[BEGIN]
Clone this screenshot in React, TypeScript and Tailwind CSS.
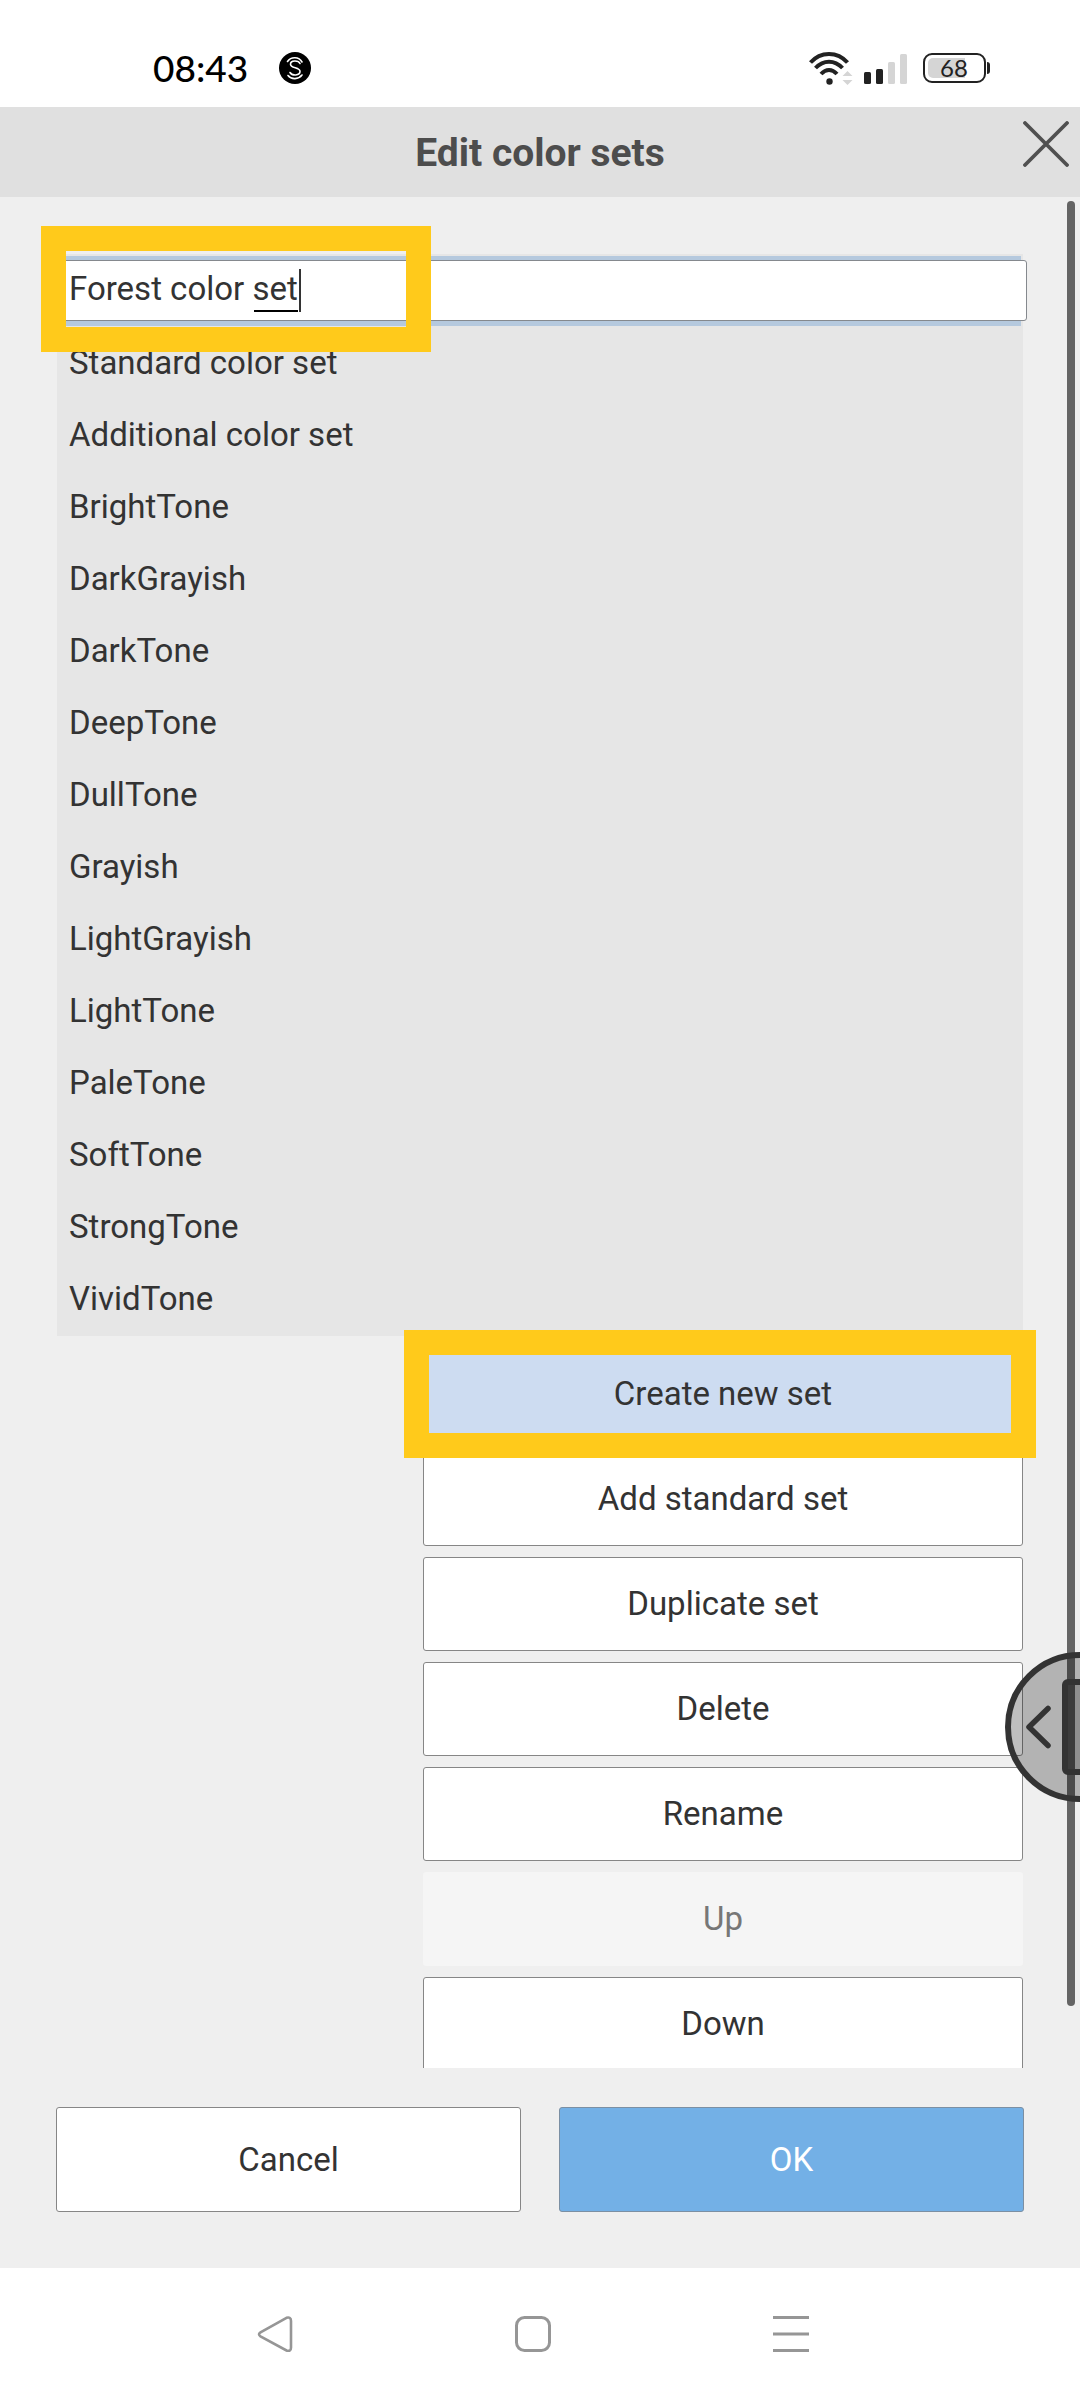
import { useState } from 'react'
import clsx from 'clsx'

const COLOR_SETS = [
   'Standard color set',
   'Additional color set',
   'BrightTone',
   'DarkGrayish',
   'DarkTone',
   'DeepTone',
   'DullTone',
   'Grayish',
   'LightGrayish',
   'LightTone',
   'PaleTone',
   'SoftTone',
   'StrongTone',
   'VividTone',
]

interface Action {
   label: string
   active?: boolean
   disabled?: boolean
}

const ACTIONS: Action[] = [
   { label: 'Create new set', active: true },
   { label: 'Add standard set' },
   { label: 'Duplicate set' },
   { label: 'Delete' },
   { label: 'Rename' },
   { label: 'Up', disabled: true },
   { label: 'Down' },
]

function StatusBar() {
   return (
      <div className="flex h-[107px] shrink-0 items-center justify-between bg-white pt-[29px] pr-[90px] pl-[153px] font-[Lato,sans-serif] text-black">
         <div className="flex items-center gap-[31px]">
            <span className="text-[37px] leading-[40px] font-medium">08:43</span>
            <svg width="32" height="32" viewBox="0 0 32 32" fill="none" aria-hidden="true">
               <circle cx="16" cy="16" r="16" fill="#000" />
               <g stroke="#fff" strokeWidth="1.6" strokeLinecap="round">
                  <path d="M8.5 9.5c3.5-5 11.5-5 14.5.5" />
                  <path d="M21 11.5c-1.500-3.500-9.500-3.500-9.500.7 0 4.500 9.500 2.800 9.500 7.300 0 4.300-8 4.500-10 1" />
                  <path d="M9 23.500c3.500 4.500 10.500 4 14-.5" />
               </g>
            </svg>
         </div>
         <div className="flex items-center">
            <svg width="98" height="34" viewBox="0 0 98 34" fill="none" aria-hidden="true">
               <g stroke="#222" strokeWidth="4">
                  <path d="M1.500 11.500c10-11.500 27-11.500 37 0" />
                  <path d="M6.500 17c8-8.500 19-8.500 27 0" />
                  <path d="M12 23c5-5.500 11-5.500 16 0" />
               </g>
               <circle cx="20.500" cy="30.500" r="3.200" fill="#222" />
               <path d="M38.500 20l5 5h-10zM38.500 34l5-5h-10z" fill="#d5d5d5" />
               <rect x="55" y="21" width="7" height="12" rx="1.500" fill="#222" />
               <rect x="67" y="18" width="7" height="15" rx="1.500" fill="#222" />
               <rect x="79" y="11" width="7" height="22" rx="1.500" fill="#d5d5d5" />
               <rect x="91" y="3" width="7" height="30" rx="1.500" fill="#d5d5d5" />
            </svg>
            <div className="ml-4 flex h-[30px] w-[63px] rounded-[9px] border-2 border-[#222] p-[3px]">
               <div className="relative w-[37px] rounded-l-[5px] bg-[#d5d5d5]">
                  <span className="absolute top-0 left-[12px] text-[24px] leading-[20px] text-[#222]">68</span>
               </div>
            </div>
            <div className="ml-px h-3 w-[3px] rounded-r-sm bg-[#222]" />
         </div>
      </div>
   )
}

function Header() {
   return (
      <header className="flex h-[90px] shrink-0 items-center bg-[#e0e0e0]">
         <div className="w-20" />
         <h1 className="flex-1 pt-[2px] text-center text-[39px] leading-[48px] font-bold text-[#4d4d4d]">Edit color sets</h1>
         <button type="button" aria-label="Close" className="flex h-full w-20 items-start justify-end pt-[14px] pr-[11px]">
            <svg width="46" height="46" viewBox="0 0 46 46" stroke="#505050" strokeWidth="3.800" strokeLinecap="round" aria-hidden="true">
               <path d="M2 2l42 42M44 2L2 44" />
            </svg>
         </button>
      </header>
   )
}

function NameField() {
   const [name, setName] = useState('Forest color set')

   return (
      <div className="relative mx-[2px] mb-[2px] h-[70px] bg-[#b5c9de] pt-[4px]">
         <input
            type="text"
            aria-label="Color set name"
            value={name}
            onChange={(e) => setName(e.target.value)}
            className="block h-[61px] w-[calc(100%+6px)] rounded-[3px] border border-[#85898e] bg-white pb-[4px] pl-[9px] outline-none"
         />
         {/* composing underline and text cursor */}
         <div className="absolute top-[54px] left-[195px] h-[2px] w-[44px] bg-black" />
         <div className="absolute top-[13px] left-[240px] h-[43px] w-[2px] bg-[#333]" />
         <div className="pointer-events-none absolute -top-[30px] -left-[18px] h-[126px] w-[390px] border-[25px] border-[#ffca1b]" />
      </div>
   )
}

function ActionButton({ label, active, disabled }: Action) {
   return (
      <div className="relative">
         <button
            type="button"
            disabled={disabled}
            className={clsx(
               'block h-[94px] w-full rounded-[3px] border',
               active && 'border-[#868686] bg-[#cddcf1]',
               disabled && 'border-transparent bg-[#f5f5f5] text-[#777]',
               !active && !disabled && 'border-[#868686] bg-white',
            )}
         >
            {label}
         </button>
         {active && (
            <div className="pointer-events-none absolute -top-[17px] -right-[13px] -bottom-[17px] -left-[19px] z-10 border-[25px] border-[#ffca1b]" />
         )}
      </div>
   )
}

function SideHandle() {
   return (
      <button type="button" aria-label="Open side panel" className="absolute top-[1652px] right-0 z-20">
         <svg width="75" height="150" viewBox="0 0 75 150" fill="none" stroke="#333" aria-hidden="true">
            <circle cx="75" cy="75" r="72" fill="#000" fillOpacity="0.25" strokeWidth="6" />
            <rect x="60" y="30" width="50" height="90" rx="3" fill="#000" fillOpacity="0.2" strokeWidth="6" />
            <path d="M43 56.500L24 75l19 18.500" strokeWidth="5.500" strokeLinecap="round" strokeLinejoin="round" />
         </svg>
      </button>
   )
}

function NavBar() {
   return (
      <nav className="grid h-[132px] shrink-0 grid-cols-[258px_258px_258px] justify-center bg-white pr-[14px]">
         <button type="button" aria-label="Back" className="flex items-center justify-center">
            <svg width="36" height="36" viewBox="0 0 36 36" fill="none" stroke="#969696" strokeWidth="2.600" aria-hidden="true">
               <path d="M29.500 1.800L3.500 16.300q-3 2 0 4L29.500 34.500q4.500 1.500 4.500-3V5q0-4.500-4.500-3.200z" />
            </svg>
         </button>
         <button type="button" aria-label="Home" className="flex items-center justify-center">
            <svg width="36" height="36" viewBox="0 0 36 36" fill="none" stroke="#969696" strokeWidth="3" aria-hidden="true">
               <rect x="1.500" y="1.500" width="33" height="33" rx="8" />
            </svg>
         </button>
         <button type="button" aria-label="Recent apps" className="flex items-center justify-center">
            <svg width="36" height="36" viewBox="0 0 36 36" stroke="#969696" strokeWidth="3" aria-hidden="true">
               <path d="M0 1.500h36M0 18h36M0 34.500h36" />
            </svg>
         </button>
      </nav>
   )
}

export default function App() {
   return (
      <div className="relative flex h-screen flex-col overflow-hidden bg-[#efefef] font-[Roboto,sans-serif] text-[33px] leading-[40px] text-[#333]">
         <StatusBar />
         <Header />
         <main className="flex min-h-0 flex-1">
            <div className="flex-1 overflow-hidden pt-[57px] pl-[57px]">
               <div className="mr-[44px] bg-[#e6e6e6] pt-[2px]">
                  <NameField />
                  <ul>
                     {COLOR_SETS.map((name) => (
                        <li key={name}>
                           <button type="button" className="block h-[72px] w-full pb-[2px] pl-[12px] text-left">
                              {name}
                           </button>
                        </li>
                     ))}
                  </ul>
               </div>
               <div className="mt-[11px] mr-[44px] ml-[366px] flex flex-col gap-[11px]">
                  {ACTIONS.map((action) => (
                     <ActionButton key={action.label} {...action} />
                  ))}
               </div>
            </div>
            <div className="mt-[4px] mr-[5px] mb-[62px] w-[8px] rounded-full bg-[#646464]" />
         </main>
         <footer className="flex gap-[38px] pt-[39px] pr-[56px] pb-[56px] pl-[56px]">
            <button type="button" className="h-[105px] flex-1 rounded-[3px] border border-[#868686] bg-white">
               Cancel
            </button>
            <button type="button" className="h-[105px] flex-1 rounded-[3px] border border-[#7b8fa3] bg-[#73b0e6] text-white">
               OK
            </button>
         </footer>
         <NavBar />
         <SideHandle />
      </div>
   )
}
[END]
:: Work to be completed ::
Only the lines from the start of the material through the line containing "import clsx from 'clsx'" should be transcribed. Pictures stay out.

:: Worked solution ::
Clone this screenshot in React, TypeScript and Tailwind CSS.
import { useState } from 'react'
import clsx from 'clsx'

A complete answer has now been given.